*RECORDED INFORMATION*.

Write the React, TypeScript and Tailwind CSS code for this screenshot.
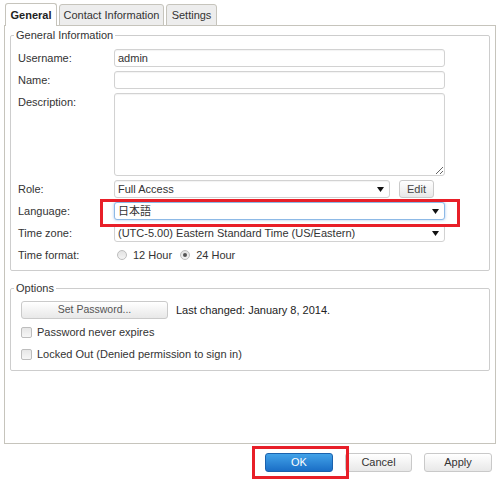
import React from 'react';

const Arrow = () => (
  <svg width="7" height="5" viewBox="0 0 7 5" className="shrink-0">
    <path d="M0 0h7L3.5 5z" fill="#111" />
  </svg>
);

function Select({ value, className = '', focused = false }: { value: string; className?: string; focused?: boolean }) {
  return (
    <div
      className={`h-[18px] flex items-center justify-between pl-[3px] pr-[5px] bg-white rounded-[3px] border ${
        focused
          ? 'border-[#8db9e6] shadow-[0_0_3px_rgba(90,150,220,0.55)]'
          : 'border-[#d2d2d2] shadow-[inset_0_1px_1px_rgba(0,0,0,0.05)]'
      } ${className}`}
    >
      <span className="truncate">{value}</span>
      <Arrow />
    </div>
  );
}

function TextInput({ value = '' }: { value?: string }) {
  return (
    <div className="h-[18px] w-[331px] flex items-center pl-[3px] bg-white rounded-[3px] border border-[#d2d2d2] shadow-[inset_0_1px_1px_rgba(0,0,0,0.05)]">
      {value}
    </div>
  );
}

function Radio({ checked }: { checked?: boolean }) {
  return (
    <span className="w-[10px] h-[10px] rounded-full border border-[#bdbdbd] bg-gradient-to-b from-[#e2e2e2] to-[#f4f4f4] flex items-center justify-center shrink-0">
      {checked && <span className="w-[4px] h-[4px] rounded-full bg-[#555]" />}
    </span>
  );
}

function Checkbox() {
  return (
    <span className="w-[11px] h-[11px] rounded-[2px] border border-[#bdbdbd] bg-gradient-to-b from-[#e6e6e6] to-[#f6f6f6] shrink-0" />
  );
}

const Label = ({ children }: { children: React.ReactNode }) => (
  <div className="leading-[18px] pl-[7px]">{children}</div>
);

export default function App() {
  return (
    <div className="w-[500px] h-[480px] bg-white relative overflow-hidden text-[11px] text-[#333] font-['Liberation_Sans','Noto_Sans_CJK_JP',Arial,sans-serif]">
      <div className="pt-[3px] px-[4px]">
        {/* tabs */}
        <div className="flex items-end gap-[2px] pl-[1px] relative z-10 h-[23px]">
          <div className="h-[23px] w-[52px] flex items-center justify-center bg-white border border-b-0 border-[#c6c4bc] rounded-t-[3px] font-bold text-[#222]">
            General
          </div>
          <div className="h-[22px] w-[105px] flex items-center justify-center bg-[#ededed] border border-[#c6c4bc] rounded-t-[3px] text-[#333]">
            Contact Information
          </div>
          <div className="h-[22px] w-[51px] flex items-center justify-center bg-[#ededed] border border-[#c6c4bc] rounded-t-[3px] text-[#333]">
            Settings
          </div>
        </div>

        {/* panel */}
        <div className="h-[419px] -mt-px border border-[#c6c4bc] px-[5px]">
          <fieldset className="mt-[3px] border border-[#cdcdcd] rounded-[2px]">
            <legend className="ml-[3px] px-[2px] leading-[13px]">General Information</legend>
            <div className="grid grid-cols-[103px_331px] gap-y-[4px] pt-[7px] pb-[6px]">
              <Label>Username:</Label>
              <TextInput value="admin" />

              <Label>Name:</Label>
              <TextInput />

              <Label>Description:</Label>
              <textarea
                readOnly
                className="h-[83px] w-[331px] bg-white rounded-[3px] border border-[#d2d2d2] shadow-[inset_0_1px_1px_rgba(0,0,0,0.05)] outline-none"
              />

              <Label>Role:</Label>
              <div className="flex items-center">
                <Select value="Full Access" className="w-[276px]" />
                <div className="ml-[9px] w-[35px] h-[18px] flex items-center justify-center rounded-[3px] border border-[#cacaca] bg-gradient-to-b from-white to-[#e8e8e8] text-[#444]">
                  Edit
                </div>
              </div>

              <Label>Language:</Label>
              <Select value="日本語" className="w-[331px]" focused />

              <Label>Time zone:</Label>
              <Select value="(UTC-5.00) Eastern Standard Time (US/Eastern)" className="w-[331px]" />

              <Label>Time format:</Label>
              <div className="h-[18px] flex items-center pl-[3px]">
                <Radio />
                <span className="ml-[6px]">12 Hour</span>
                <span className="ml-[8px]" />
                <Radio checked />
                <span className="ml-[6px]">24 Hour</span>
              </div>
            </div>
          </fieldset>

          <fieldset className="mt-[11px] border border-[#cdcdcd] rounded-[2px]">
            <legend className="ml-[3px] px-[2px] leading-[13px]">Options</legend>
            <div className="pl-[10px] pt-[6px] pb-[7px] flex flex-col gap-[4px]">
              <div className="flex items-center h-[18px]">
                <div className="w-[147px] h-[18px] flex items-center justify-center rounded-[3px] border border-[#cacaca] bg-gradient-to-b from-white to-[#e8e8e8] text-[#555] text-[10.5px]">
                  Set Password...
                </div>
                <span className="ml-[8px] text-[#222]">Last changed: January 8, 2014.</span>
              </div>
              <div className="flex items-center h-[18px] pl-[-1px]">
                <Checkbox />
                <span className="ml-[5px]">Password never expires</span>
              </div>
              <div className="flex items-center h-[18px]">
                <Checkbox />
                <span className="ml-[5px]">Locked Out (Denied permission to sign in)</span>
              </div>
            </div>
          </fieldset>
        </div>
      </div>

      {/* footer buttons */}
      <div className="flex justify-end gap-[12px] pr-[8px] mt-[9px]">
        <div className="w-[68px] h-[19px] flex items-center justify-center rounded-[3px] border border-[#1b62ad] bg-gradient-to-b from-[#42a2e8] to-[#1a6ec6] text-white">
          OK
        </div>
        <div className="w-[67px] h-[19px] flex items-center justify-center rounded-[3px] border border-[#c9c9c9] bg-gradient-to-b from-white to-[#e8e8e8] text-[#333]">
          Cancel
        </div>
        <div className="w-[68px] h-[19px] flex items-center justify-center rounded-[3px] border border-[#c9c9c9] bg-gradient-to-b from-white to-[#e8e8e8] text-[#333]">
          Apply
        </div>
      </div>

      {/* annotation frames */}
      <div className="absolute left-[100px] top-[199px] w-[360px] h-[28px] border-[3px] border-[#e81f28] pointer-events-none" />
      <div className="absolute left-[252px] top-[446px] w-[97px] h-[33px] border-[3px] border-[#e81f28] pointer-events-none" />
    </div>
  );
}
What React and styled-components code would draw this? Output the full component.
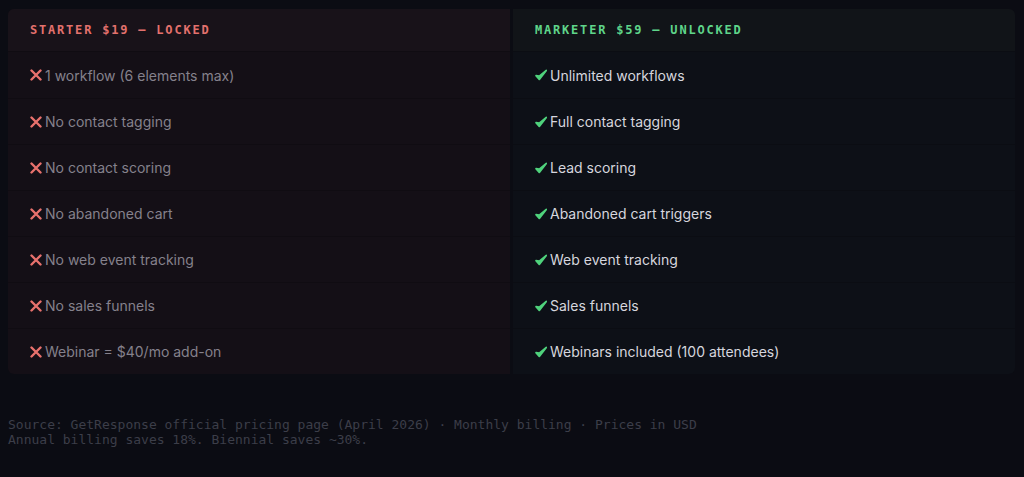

*WORK TO DO*.
Set the data above down again exactly as given, with no pictures.

*CORRECT RESPONSE*.
Write the React, TypeScript and Tailwind CSS code for this screenshot.
import React from 'react';

const Arrow = () => (
  <svg width="7" height="5" viewBox="0 0 7 5" className="shrink-0">
    <path d="M0 0h7L3.5 5z" fill="#111" />
  </svg>
);

function Select({ value, className = '', focused = false }: { value: string; className?: string; focused?: boolean }) {
  return (
    <div
      className={`h-[18px] flex items-center justify-between pl-[3px] pr-[5px] bg-white rounded-[3px] border ${
        focused
          ? 'border-[#8db9e6] shadow-[0_0_3px_rgba(90,150,220,0.55)]'
          : 'border-[#d2d2d2] shadow-[inset_0_1px_1px_rgba(0,0,0,0.05)]'
      } ${className}`}
    >
      <span className="truncate">{value}</span>
      <Arrow />
    </div>
  );
}

function TextInput({ value = '' }: { value?: string }) {
  return (
    <div className="h-[18px] w-[331px] flex items-center pl-[3px] bg-white rounded-[3px] border border-[#d2d2d2] shadow-[inset_0_1px_1px_rgba(0,0,0,0.05)]">
      {value}
    </div>
  );
}

function Radio({ checked }: { checked?: boolean }) {
  return (
    <span className="w-[10px] h-[10px] rounded-full border border-[#bdbdbd] bg-gradient-to-b from-[#e2e2e2] to-[#f4f4f4] flex items-center justify-center shrink-0">
      {checked && <span className="w-[4px] h-[4px] rounded-full bg-[#555]" />}
    </span>
  );
}

function Checkbox() {
  return (
    <span className="w-[11px] h-[11px] rounded-[2px] border border-[#bdbdbd] bg-gradient-to-b from-[#e6e6e6] to-[#f6f6f6] shrink-0" />
  );
}

const Label = ({ children }: { children: React.ReactNode }) => (
  <div className="leading-[18px] pl-[7px]">{children}</div>
);

export default function App() {
  return (
    <div className="w-[500px] h-[480px] bg-white relative overflow-hidden text-[11px] text-[#333] font-['Liberation_Sans','Noto_Sans_CJK_JP',Arial,sans-serif]">
      <div className="pt-[3px] px-[4px]">
        {/* tabs */}
        <div className="flex items-end gap-[2px] pl-[1px] relative z-10 h-[23px]">
          <div className="h-[23px] w-[52px] flex items-center justify-center bg-white border border-b-0 border-[#c6c4bc] rounded-t-[3px] font-bold text-[#222]">
            General
          </div>
          <div className="h-[22px] w-[105px] flex items-center justify-center bg-[#ededed] border border-[#c6c4bc] rounded-t-[3px] text-[#333]">
            Contact Information
          </div>
          <div className="h-[22px] w-[51px] flex items-center justify-center bg-[#ededed] border border-[#c6c4bc] rounded-t-[3px] text-[#333]">
            Settings
          </div>
        </div>

        {/* panel */}
        <div className="h-[419px] -mt-px border border-[#c6c4bc] px-[5px]">
          <fieldset className="mt-[3px] border border-[#cdcdcd] rounded-[2px]">
            <legend className="ml-[3px] px-[2px] leading-[13px]">General Information</legend>
            <div className="grid grid-cols-[103px_331px] gap-y-[4px] pt-[7px] pb-[6px]">
              <Label>Username:</Label>
              <TextInput value="admin" />

              <Label>Name:</Label>
              <TextInput />

              <Label>Description:</Label>
              <textarea
                readOnly
                className="h-[83px] w-[331px] bg-white rounded-[3px] border border-[#d2d2d2] shadow-[inset_0_1px_1px_rgba(0,0,0,0.05)] outline-none"
              />

              <Label>Role:</Label>
              <div className="flex items-center">
                <Select value="Full Access" className="w-[276px]" />
                <div className="ml-[9px] w-[35px] h-[18px] flex items-center justify-center rounded-[3px] border border-[#cacaca] bg-gradient-to-b from-white to-[#e8e8e8] text-[#444]">
                  Edit
                </div>
              </div>

              <Label>Language:</Label>
              <Select value="日本語" className="w-[331px]" focused />

              <Label>Time zone:</Label>
              <Select value="(UTC-5.00) Eastern Standard Time (US/Eastern)" className="w-[331px]" />

              <Label>Time format:</Label>
              <div className="h-[18px] flex items-center pl-[3px]">
                <Radio />
                <span className="ml-[6px]">12 Hour</span>
                <span className="ml-[8px]" />
                <Radio checked />
                <span className="ml-[6px]">24 Hour</span>
              </div>
            </div>
          </fieldset>

          <fieldset className="mt-[11px] border border-[#cdcdcd] rounded-[2px]">
            <legend className="ml-[3px] px-[2px] leading-[13px]">Options</legend>
            <div className="pl-[10px] pt-[6px] pb-[7px] flex flex-col gap-[4px]">
              <div className="flex items-center h-[18px]">
                <div className="w-[147px] h-[18px] flex items-center justify-center rounded-[3px] border border-[#cacaca] bg-gradient-to-b from-white to-[#e8e8e8] text-[#555] text-[10.5px]">
                  Set Password...
                </div>
                <span className="ml-[8px] text-[#222]">Last changed: January 8, 2014.</span>
              </div>
              <div className="flex items-center h-[18px] pl-[-1px]">
                <Checkbox />
                <span className="ml-[5px]">Password never expires</span>
              </div>
              <div className="flex items-center h-[18px]">
                <Checkbox />
                <span className="ml-[5px]">Locked Out (Denied permission to sign in)</span>
              </div>
            </div>
          </fieldset>
        </div>
      </div>

      {/* footer buttons */}
      <div className="flex justify-end gap-[12px] pr-[8px] mt-[9px]">
        <div className="w-[68px] h-[19px] flex items-center justify-center rounded-[3px] border border-[#1b62ad] bg-gradient-to-b from-[#42a2e8] to-[#1a6ec6] text-white">
          OK
        </div>
        <div className="w-[67px] h-[19px] flex items-center justify-center rounded-[3px] border border-[#c9c9c9] bg-gradient-to-b from-white to-[#e8e8e8] text-[#333]">
          Cancel
        </div>
        <div className="w-[68px] h-[19px] flex items-center justify-center rounded-[3px] border border-[#c9c9c9] bg-gradient-to-b from-white to-[#e8e8e8] text-[#333]">
          Apply
        </div>
      </div>

      {/* annotation frames */}
      <div className="absolute left-[100px] top-[199px] w-[360px] h-[28px] border-[3px] border-[#e81f28] pointer-events-none" />
      <div className="absolute left-[252px] top-[446px] w-[97px] h-[33px] border-[3px] border-[#e81f28] pointer-events-none" />
    </div>
  );
}
What React and styled-components code would draw this? Output the full component.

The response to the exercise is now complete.